As an example I think people from the American political left to somewhere(?) in the middle see it as what it has been introduced as, that being looking past the status quo and instead looking at your own values, i.e. the morality of homelessness and not having a disdain for them but empathy for them instead.
and then on the other side it feels like the people on the American political right see it as what this website describes it as “ A self-righteously moralistic person who behaves as if superior to others.”
I think the divide has originated from taking unlikeable behaviour and labeling that as ‘woke’ (in bad faith of course) and some people have just bonded to that definition so much that they see it as that.
At least that’s what I’ve noticed online over the past few (bonkers) years
It's actually hard to find the time when anyone on the left actually used it. Seems like it was a little under a year and the term was dropped to be more specific actions.
Seems like we should aim to critique the content of articles, not just critique the usage of a single word. But you do you.
Why?
Because it's a word that gets people emotional. Getting people emotional is the opposite of what you want to do when you're trying to intellectually dissect something. But it's exactly what you want to do when you're grinding a gear.
It's just like if somebody wrote a piece about trump, but mentioned he was a felon 4+ times, you'd know they weren't writing an unemotional thinkpiece.
But when the essay is specifically about where "wokeness" comes from and what (pg) understands it to mean, then it has to be OK to use it more than 3 times?
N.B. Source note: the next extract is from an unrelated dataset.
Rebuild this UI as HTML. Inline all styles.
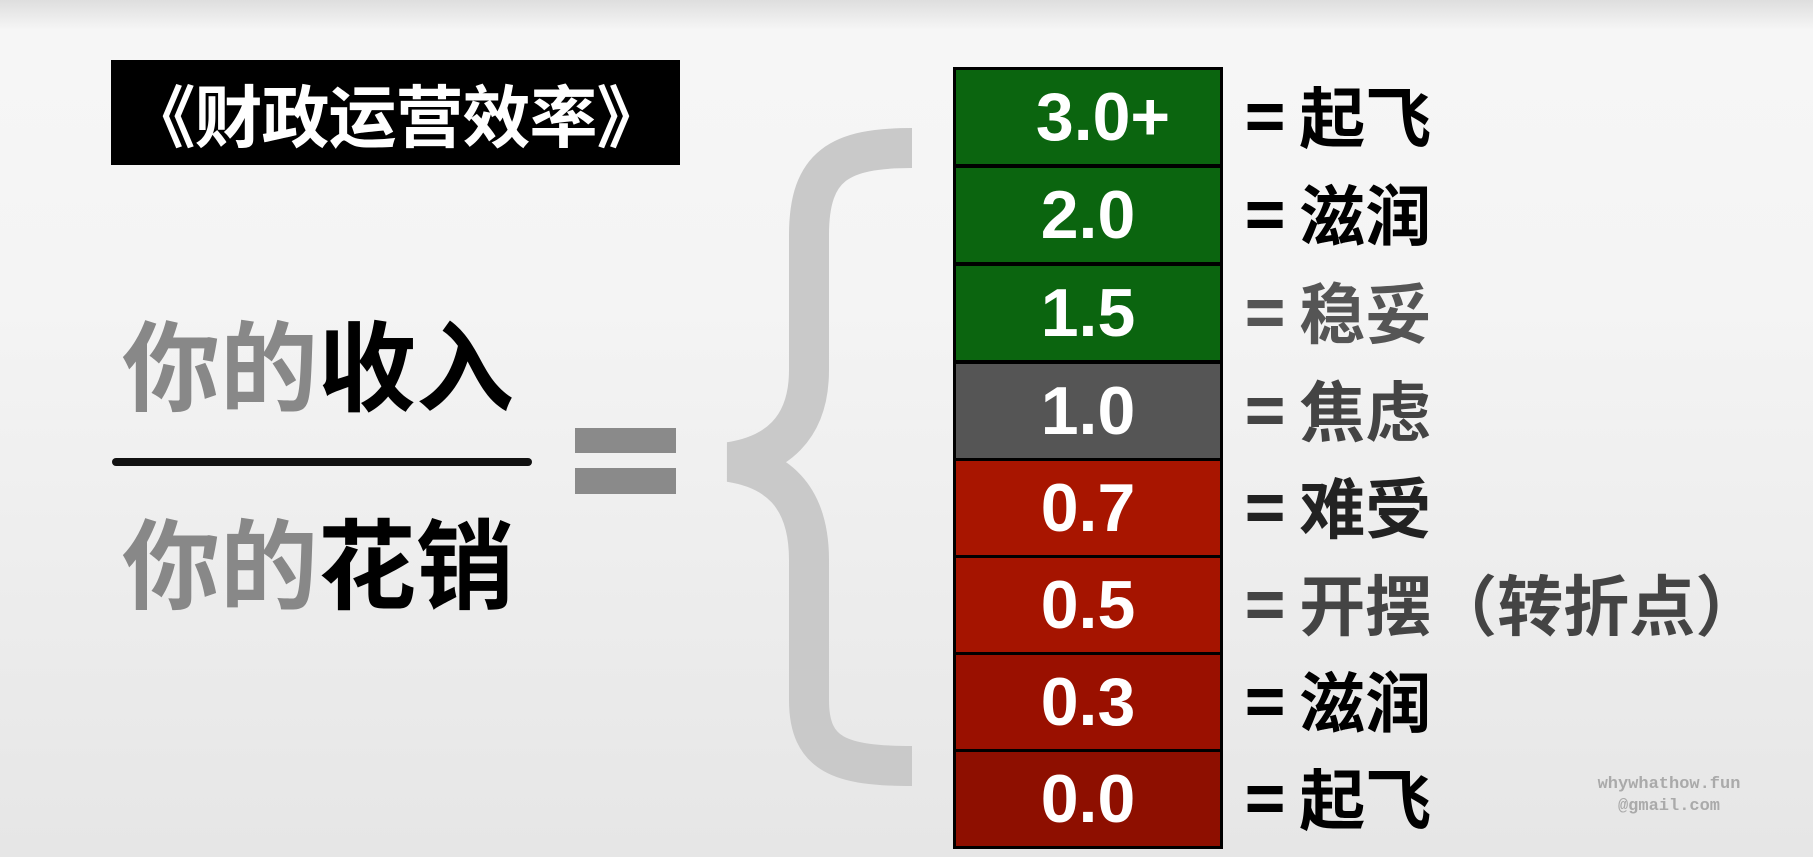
<!DOCTYPE html>
<html><head><meta charset="utf-8"><style>
body{margin:0;width:1813px;height:857px;overflow:hidden;background:linear-gradient(#dedede 0px,#f6f6f6 30px,#f4f4f4 300px,#e6e6e6 857px);font-family:"Liberation Sans","Noto Sans CJK SC",sans-serif;position:relative}
.a{position:absolute}
.title{left:111px;top:60px;width:569px;height:105px;background:#000;color:#fff;font-size:68px;font-weight:bold;line-height:105px;text-align:center;font-family:"Noto Sans CJK SC",sans-serif;letter-spacing:-1px}
.big{font-size:98px;font-weight:bold;left:122px;font-family:"Noto Sans CJK SC",sans-serif;line-height:1}
.g{color:#888}
.box{position:absolute;left:953px;width:264px;height:94px;border:3px solid #000;color:#fff;font-weight:bold;font-size:68px;text-align:center;line-height:94px}
.lab{position:absolute;left:1245px;font-size:66px;font-weight:bold;font-family:"Noto Sans CJK SC",sans-serif;line-height:100px;top:-3px}
.lab b{margin-right:14px}
</style></head><body>
<div class="a title">《财政运营效率》</div>
<div class="a big" style="top:312px"><span class="g">你的</span>收入</div>
<div class="a" style="left:112px;top:458px;width:420px;height:8px;background:#111;border-radius:4px"></div>
<div class="a big" style="top:510px"><span class="g">你的</span>花销</div>
<div class="a" style="left:575px;top:428px;width:101px;height:25px;background:#8a8a8a"></div>
<div class="a" style="left:575px;top:468px;width:101px;height:26px;background:#8a8a8a"></div>
<svg class="a" style="left:0;top:0" width="1813" height="857"><path d="M912,148 C840,148 809,165 809,235 L809,370 C809,430 775,455 730,462 C775,469 809,494 809,560 L809,700 C809,755 840,766 912,766" fill="none" stroke="#c9c9c9" stroke-width="40"/></svg>
<div class="box" style="top:67px;background:#0b650f;padding-left:30px;width:234px">3.0+</div>
<div class="box" style="top:165px;background:#0b650f">2.0</div>
<div class="box" style="top:263px;background:#0b650f">1.5</div>
<div class="box" style="top:361px;background:#555">1.0</div>
<div class="box" style="top:458px;background:#a81500">0.7</div>
<div class="box" style="top:555px;background:#a51400">0.5</div>
<div class="box" style="top:652px;background:#9a1000">0.3</div>
<div class="box" style="top:749px;background:#8e0f00">0.0</div>
<div class="lab" style="margin-top:67px;color:#000"><b>=</b>起飞</div>
<div class="lab" style="margin-top:165px;color:#000"><b>=</b>滋润</div>
<div class="lab" style="margin-top:263px;color:#555"><b>=</b>稳妥</div>
<div class="lab" style="margin-top:361px;color:#444"><b>=</b>焦虑</div>
<div class="lab" style="margin-top:458px;color:#222"><b>=</b>难受</div>
<div class="lab" style="margin-top:555px;color:#444"><b>=</b>开摆（转折点）</div>
<div class="lab" style="margin-top:652px;color:#000"><b>=</b>滋润</div>
<div class="lab" style="margin-top:749px;color:#000"><b>=</b>起飞</div>
<div class="a" style="left:1588px;top:774px;width:162px;text-align:center;color:#aaa;font-size:17px;font-weight:bold;line-height:22px;font-family:'Liberation Mono',monospace">whywhathow.fun<br>@gmail.com</div>
</body></html>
> Because it's a word that gets people emotional. Getting people emotional is the opposite of what you want to do when you're trying to intellectually dissect something
Some terms are so charged that it's virtually impossible to have discussions without any emotional reactions to it. "Woke" seems to be one of those subjects/terms (at least judging by this submission), so if you try to shy away from it just because of that, isn't that a disservice as a whole? We need to be able to discuss and think about hard things too, not just fun and happy stuff.
> It's just like if somebody wrote a piece about trump, but mentioned he was a felon 4+ times, you'd know they weren't writing an unemotional thinkpiece.
But the comparison here would be an article whose purpose is to detailed how Trump is a felon, then obviously it'd make sense that it gets brought up, it's the subject of the text.